* _EXERCISE MATERIAL_

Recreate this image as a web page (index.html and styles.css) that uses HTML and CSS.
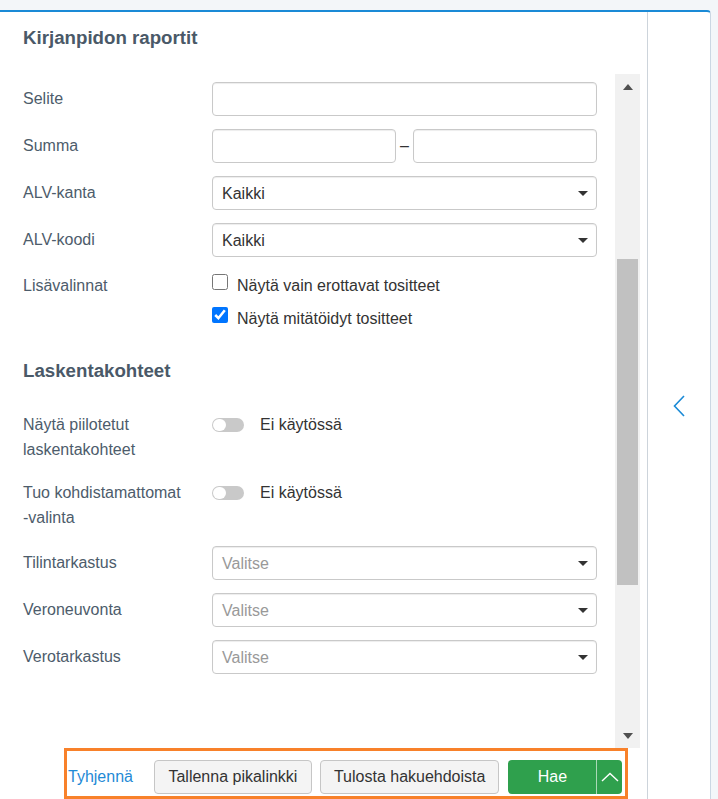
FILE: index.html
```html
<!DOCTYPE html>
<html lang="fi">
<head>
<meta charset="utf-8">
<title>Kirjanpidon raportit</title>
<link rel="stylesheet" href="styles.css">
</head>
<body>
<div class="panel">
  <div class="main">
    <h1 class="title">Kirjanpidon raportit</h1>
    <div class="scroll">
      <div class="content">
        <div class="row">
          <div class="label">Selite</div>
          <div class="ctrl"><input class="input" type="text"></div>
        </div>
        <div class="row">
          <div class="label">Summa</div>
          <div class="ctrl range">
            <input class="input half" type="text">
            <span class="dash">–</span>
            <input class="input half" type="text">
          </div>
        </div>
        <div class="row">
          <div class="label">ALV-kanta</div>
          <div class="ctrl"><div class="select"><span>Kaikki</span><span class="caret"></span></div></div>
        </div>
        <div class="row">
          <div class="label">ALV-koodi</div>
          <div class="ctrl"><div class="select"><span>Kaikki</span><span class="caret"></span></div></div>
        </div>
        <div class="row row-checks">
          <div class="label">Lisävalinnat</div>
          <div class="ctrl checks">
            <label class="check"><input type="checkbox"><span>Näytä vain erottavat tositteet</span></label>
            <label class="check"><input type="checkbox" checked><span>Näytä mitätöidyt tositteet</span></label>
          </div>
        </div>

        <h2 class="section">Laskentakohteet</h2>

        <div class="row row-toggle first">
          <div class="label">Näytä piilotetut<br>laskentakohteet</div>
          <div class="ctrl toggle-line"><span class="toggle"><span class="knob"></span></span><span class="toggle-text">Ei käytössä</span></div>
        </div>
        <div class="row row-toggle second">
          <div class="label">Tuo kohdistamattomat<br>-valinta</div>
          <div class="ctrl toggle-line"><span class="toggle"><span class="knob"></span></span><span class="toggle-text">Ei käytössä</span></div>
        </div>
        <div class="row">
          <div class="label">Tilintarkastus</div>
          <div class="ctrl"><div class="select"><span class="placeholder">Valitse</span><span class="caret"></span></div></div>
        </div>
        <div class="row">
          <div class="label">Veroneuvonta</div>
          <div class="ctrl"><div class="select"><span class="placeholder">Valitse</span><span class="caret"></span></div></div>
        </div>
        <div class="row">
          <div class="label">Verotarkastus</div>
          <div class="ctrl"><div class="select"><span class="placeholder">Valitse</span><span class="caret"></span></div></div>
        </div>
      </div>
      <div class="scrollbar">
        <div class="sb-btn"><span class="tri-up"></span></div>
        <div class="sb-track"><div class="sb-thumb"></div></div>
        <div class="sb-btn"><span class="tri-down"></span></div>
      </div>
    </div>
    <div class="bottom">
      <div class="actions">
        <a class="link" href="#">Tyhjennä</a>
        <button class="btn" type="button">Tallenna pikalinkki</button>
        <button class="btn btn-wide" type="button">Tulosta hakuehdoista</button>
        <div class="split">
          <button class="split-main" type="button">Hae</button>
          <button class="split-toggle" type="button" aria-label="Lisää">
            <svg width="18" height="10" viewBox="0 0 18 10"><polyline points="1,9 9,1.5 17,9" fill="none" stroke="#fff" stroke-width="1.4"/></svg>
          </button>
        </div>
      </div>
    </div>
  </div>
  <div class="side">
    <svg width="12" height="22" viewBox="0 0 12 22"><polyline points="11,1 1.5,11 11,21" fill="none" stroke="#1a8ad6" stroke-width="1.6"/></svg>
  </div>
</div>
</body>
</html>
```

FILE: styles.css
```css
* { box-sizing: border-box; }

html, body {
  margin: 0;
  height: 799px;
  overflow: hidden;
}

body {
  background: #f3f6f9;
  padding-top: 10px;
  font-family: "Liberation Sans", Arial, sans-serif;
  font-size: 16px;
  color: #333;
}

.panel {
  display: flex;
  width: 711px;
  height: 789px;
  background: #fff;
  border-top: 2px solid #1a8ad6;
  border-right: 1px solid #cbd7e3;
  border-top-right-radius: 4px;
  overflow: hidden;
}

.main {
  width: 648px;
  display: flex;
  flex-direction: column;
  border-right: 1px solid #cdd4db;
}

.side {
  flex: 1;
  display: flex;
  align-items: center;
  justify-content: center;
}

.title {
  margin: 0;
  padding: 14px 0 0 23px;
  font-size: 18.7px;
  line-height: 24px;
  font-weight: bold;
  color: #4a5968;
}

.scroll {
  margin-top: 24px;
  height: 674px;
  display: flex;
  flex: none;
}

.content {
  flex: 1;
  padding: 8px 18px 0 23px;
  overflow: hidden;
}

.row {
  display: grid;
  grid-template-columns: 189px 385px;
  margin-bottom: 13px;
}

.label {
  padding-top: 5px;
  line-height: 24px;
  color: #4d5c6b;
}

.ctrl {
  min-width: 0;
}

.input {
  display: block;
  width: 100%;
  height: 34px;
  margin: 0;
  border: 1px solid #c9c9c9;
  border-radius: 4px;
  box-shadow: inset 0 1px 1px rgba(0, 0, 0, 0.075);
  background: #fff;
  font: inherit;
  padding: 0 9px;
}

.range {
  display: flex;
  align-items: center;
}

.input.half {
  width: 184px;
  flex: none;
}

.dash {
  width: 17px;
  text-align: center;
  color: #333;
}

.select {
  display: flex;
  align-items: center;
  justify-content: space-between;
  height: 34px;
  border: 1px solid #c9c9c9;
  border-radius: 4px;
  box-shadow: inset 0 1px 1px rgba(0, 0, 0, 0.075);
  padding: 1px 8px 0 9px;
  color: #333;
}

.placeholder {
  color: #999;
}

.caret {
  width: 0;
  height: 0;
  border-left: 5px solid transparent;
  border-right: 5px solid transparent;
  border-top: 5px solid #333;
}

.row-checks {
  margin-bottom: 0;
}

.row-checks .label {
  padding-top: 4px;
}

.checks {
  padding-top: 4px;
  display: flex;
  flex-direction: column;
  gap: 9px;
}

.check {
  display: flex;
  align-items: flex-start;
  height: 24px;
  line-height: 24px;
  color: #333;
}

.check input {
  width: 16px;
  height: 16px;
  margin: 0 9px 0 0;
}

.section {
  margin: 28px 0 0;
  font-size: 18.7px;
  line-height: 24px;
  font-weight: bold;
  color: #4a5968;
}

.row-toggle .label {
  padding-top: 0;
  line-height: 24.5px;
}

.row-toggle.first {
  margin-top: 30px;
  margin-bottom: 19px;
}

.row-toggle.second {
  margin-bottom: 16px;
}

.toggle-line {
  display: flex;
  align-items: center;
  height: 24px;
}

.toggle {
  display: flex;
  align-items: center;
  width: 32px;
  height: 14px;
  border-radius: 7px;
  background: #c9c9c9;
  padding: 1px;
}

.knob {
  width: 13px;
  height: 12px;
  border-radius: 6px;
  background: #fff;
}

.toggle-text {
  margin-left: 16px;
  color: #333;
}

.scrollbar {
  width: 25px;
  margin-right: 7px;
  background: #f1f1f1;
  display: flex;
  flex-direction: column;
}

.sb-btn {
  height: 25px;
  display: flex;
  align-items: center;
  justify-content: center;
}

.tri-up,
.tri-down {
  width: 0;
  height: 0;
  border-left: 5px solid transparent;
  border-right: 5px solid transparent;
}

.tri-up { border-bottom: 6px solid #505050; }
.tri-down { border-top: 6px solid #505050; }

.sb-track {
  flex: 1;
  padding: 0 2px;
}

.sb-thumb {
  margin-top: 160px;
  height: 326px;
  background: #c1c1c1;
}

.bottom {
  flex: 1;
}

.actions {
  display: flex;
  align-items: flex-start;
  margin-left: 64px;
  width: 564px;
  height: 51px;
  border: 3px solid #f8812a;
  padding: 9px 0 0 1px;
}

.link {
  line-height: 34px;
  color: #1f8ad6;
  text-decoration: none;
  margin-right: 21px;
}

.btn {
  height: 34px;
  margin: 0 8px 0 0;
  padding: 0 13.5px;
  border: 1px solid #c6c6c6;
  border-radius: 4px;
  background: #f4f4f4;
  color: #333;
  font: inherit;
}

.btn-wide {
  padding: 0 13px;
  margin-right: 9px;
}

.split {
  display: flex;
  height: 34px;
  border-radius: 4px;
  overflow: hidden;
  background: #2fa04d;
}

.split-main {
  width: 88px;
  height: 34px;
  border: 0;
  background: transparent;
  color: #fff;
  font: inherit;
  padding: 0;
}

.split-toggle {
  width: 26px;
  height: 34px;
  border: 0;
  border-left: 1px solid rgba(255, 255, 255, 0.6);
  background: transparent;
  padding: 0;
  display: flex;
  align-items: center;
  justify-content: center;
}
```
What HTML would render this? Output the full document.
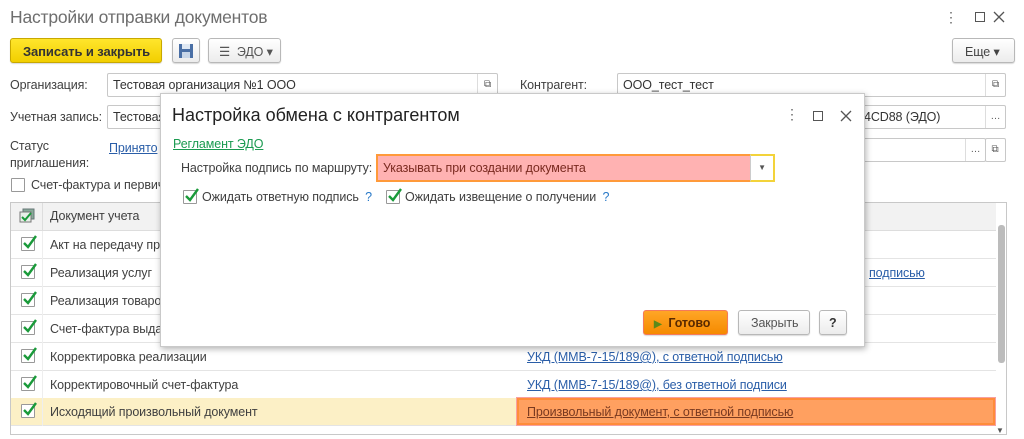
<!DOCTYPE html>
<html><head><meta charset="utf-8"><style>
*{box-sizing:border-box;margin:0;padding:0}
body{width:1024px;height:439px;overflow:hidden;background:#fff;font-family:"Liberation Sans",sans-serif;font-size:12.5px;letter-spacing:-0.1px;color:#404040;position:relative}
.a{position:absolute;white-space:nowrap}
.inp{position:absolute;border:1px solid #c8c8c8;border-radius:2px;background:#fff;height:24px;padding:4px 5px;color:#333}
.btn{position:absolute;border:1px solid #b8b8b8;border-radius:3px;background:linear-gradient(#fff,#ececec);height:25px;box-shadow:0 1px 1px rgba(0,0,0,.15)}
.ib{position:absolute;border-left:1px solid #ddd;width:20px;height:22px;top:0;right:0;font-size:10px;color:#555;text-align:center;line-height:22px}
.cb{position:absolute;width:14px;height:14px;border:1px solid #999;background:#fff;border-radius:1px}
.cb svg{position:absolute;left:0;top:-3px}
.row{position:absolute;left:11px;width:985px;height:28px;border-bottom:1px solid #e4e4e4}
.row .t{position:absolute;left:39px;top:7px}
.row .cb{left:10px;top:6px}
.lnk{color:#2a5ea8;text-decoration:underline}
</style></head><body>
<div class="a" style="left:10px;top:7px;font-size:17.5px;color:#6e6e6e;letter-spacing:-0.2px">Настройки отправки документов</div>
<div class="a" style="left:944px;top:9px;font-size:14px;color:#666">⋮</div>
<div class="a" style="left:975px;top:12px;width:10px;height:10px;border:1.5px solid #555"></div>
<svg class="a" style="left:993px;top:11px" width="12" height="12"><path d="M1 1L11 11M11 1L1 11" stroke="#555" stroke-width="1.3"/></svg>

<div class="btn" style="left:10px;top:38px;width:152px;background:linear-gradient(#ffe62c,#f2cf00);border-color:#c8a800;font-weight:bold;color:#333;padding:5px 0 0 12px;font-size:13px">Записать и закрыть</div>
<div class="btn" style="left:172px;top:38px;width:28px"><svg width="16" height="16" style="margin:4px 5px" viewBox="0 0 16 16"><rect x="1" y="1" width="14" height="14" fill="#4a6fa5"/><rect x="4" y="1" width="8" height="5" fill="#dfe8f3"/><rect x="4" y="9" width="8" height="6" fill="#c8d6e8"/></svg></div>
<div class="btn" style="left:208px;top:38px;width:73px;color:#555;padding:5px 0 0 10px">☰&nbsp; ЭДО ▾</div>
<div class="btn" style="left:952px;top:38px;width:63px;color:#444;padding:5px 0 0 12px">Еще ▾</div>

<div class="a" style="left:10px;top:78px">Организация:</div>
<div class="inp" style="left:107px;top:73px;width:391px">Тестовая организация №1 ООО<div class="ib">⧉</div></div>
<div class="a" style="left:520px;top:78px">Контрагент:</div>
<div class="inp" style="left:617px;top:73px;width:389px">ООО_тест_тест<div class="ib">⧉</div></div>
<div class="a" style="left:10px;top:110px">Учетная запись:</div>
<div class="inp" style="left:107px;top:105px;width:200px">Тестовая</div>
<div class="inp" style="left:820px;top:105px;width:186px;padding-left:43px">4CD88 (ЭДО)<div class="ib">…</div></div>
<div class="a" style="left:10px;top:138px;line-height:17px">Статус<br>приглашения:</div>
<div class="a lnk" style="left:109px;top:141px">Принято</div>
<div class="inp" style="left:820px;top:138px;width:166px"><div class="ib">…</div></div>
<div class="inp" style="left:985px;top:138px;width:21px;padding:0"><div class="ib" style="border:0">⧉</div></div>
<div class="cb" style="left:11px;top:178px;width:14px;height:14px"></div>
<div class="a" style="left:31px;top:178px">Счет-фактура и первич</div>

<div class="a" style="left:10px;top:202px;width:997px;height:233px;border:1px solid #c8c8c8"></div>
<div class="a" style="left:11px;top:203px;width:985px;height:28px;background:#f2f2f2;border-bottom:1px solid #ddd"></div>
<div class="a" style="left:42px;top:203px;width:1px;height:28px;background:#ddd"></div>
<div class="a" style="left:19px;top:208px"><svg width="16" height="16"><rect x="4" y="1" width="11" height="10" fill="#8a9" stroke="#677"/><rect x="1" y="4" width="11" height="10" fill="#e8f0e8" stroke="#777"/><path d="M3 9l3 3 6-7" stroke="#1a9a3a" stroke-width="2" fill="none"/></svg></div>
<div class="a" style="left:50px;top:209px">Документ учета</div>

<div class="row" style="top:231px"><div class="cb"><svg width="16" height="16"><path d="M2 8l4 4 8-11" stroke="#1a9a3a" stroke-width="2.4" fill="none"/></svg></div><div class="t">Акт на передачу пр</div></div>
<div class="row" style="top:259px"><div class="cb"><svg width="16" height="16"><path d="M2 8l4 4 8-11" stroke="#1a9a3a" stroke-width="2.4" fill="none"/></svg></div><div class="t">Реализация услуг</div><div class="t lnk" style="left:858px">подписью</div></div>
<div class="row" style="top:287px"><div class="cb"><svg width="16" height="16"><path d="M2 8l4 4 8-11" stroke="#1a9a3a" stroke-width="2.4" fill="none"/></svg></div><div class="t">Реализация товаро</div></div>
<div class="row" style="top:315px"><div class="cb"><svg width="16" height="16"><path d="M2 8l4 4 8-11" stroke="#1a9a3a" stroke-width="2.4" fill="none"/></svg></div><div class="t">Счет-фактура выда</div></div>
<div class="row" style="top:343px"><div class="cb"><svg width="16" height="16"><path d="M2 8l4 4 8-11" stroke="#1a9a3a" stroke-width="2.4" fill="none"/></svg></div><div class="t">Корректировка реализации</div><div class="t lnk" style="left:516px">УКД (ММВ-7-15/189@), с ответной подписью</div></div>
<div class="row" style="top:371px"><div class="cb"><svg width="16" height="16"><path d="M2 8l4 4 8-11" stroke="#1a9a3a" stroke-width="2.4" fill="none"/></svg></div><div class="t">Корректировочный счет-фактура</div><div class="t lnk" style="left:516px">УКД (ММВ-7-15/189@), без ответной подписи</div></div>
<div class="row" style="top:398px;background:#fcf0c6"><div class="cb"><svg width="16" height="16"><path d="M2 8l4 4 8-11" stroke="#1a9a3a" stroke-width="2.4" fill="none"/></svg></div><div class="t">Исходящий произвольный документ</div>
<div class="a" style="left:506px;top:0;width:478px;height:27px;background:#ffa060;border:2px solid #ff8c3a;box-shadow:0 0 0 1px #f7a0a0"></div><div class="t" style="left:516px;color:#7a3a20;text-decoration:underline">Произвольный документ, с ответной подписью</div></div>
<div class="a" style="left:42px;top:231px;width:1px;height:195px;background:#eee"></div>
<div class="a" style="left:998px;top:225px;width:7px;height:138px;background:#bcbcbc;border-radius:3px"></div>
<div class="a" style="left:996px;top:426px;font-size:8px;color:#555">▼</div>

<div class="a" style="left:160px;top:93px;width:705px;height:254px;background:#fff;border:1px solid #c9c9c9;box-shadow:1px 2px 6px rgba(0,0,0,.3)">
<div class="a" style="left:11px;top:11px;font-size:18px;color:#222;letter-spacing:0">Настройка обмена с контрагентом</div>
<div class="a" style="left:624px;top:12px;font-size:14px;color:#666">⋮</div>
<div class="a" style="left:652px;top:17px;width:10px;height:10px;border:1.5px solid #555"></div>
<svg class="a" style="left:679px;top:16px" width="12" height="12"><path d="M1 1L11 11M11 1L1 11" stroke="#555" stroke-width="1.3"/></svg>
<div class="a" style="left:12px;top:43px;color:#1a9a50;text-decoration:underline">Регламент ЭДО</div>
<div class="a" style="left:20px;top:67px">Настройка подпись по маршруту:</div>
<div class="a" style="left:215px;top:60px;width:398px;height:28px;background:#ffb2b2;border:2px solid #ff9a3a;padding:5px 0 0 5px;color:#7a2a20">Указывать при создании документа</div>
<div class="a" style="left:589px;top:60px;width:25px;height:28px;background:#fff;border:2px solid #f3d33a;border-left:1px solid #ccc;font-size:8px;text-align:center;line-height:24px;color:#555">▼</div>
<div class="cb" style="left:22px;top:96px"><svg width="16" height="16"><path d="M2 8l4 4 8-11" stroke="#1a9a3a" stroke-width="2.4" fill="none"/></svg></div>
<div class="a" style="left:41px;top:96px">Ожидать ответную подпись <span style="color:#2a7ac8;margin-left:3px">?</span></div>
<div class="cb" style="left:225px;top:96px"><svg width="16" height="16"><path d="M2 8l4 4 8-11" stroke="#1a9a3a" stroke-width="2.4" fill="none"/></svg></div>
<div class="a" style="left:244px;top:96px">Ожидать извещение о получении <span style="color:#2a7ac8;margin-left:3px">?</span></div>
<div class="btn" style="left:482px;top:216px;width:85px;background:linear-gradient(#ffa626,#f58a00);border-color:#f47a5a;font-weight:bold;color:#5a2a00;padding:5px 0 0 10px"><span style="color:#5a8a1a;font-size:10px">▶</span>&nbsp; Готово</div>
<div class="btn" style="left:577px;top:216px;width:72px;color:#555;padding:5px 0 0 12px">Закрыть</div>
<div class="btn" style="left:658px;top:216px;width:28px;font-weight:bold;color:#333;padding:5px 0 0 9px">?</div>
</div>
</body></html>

* _DIRECTIVE_
From the listing, copy each line containing the word "this".

* _FINISHED TASK_
Recreate this image as a web page (index.html and styles.css) that uses HTML and CSS.
What HTML would render this? Output the full document.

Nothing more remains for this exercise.